Arte repasse le film sous le titre : The Beatles le monde est à eux - En tournée 1962-1966, qui n'est pas particulièrement plus clair ni vraiment bien assorti au contenu. Disponible sur son site internet jusqu'au 8 aout 2021 dernier.
J'en ai surtout retenu la chronique d'une montée progressive de la violence d'un nouveau public (les ados des trente glorieuses, la génération du baby boom de l'après-guerre) qui vire à l'hystérie. Sous cette pression, on suit la transformation d'un groupe sympa et créatif en bête de foire, puis en animal de sacrifice dans de grandes messes païennes données dans des stades (je brode un peu là mais la réaction des ricains sur l'a parte innocent et sans intérêt de John Lennon est très excessive et il y a quelque chose derrière qui relève de l'inconscient collectif). C'est assez bien expliqué dans le dernier quart du film. On sent, à ce moment-là, dans les commentaires des quatre intéressés qu'ils sont de plus en plus inquiets pour leur sécurité. A juste titre, pour l'un d'entre eux au moins ça finira mal mais quinze ans plus tard. Il aurait dû continuer à se méfier de l'Amérique et rester tranquillement dans un de ses manoirs anglais.

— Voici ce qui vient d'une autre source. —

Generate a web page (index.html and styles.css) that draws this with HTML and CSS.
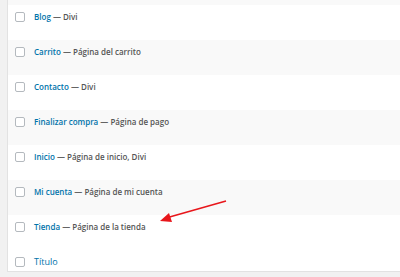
FILE: index.html
```html
<!DOCTYPE html>
<html lang="es">
<head>
  <meta charset="UTF-8" />
  <title>Páginas</title>
  <link rel="stylesheet" href="styles.css">
</head>
<body>

  <!-- Pages list -->
  <div class="list">
    <div class="row alt top"></div>

    <div class="row">
      <span class="check"></span>
      <div class="title"><a href="#">Blog</a> <span class="state">— Divi</span></div>
    </div>
    <div class="row alt">
      <span class="check"></span>
      <div class="title"><a href="#">Carrito</a> <span class="state">— Página del carrito</span></div>
    </div>
    <div class="row">
      <span class="check"></span>
      <div class="title"><a href="#">Contacto</a> <span class="state">— Divi</span></div>
    </div>
    <div class="row alt">
      <span class="check"></span>
      <div class="title"><a href="#">Finalizar compra</a> <span class="state">— Página de pago</span></div>
    </div>
    <div class="row">
      <span class="check"></span>
      <div class="title"><a href="#">Inicio</a> <span class="state">— Página de inicio, Divi</span></div>
    </div>
    <div class="row alt">
      <span class="check"></span>
      <div class="title"><a href="#">Mi cuenta</a> <span class="state">— Página de mi cuenta</span></div>
    </div>
    <div class="row">
      <span class="check"></span>
      <div class="title"><a href="#">Tienda</a> <span class="state">— Página de la tienda</span></div>
    </div>

    <div class="row foot">
      <span class="check"></span>
      <div class="title"><a href="#" class="plain">Título</a></div>
    </div>

    <!-- arrow pointing at Tienda -->
    <svg class="arrow" width="80" height="30" viewBox="0 0 80 30">
      <line x1="74" y1="1" x2="14" y2="18" stroke="#e8161b" stroke-width="1.6" />
      <polygon points="8,21 17,13 20,22" fill="#e8161b" />
    </svg>
  </div>

</body>
</html>
```

FILE: styles.css
```css
* {
  margin: 0;
  padding: 0;
  box-sizing: border-box;
}

body {
  background: #f1f1f1;
  font-family: "Open Sans", "Noto Sans", sans-serif;
  font-size: 8px;
  height: 277px;
  overflow: hidden;
}

/* List table */
.list {
  position: relative;
  margin-left: 7px;
  background: #fff;
  border-left: 1px solid #e2e2e2;
  border-bottom: 1px solid #e2e2e2;
  width: 400px;
}

.row {
  display: flex;
  align-items: flex-start;
  gap: 9px;
  height: 35px;
  padding: 7px 0 0 7px;
  background: #fff;
}

.row.alt {
  background: #f9f9f9;
}

.row.top {
  height: 5px;
  padding: 0;
}

.row.foot {
  height: 21px;
  padding-top: 7px;
}

.check {
  width: 10px;
  height: 10px;
  border: 1px solid #b4b9be;
  border-radius: 2px;
  background: #fff;
  flex-shrink: 0;
}

.title {
  line-height: 10px;
  white-space: nowrap;
}

.title a {
  color: #0073aa;
  font-weight: 600;
  text-decoration: none;
}

.title a.plain {
  font-weight: 400;
  font-size: 9px;
}

.state {
  color: #555;
  font-weight: 600;
}

.arrow {
  position: absolute;
  left: 144px;
  top: 200px;
}
```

Est-ce que c'est exactement le propos du film ? Non, le réalisateur ne prend pas partie clairement. C'est tout le problème des biopics basés sur des documents d'archives. Je suis plutôt un fan de seconde main. Comment expliquer ça ? J'ai entendu Michèle, à la radio, le mois de sa sortie ou quasiment, mais je n'ai découvert la vraie richesse du groupe que de dix ans plus tard quand (et ça sera un marronnier de la vente de disques) les marchands du temple se sont de nouveau grassement enrichis sur le dos de la bête huit bras. Dans les faits, je suis - de loin - la documentation visuelle et sonore autour du groupe depuis plus de quarante ans. Le contenu du film est plutôt original et sort vraiment des quelques fragments qui sont habituellement présentés dans les rétrospectives qui accompagnent les multiples rééditions d'albums. C'est un point positif du film qui le rend vraiment intéressant. Pour être clair moi-même, ça reste quand même un puzzle atomisé façon tableau impressionniste avec de larges touches mais on peut difficilement reprocher à Ron Howard de s'être approché de son sujet sans vraiment le révéler parce qu'il est lui-même américain, ce qui reviendrait à se suicider professionnellement.
Ce rapport à la foule qui passe de l'adoration hystérique au lynchage médiatique - et pire plus tard, mais, je le rappelle, ce n'est pas dit dans le film - aura poussé le groupe à prendre ses distances avec elle pour se concentrer sur la production en studio. Le film est net et sans bavure sur ce point : à partir de ce moment-là, les Beatles écrivent de meilleures chansons et réalisent le meilleur disque de tout les temps en inventant par la même occasion la notion de concept album. Sur ce point, je suis d'accord à cent pour cent, la vraie légende du groupe commence à partir des albums Rubber Soul et Revolver pour atteindre l'apothéose avec Sergent Pepper.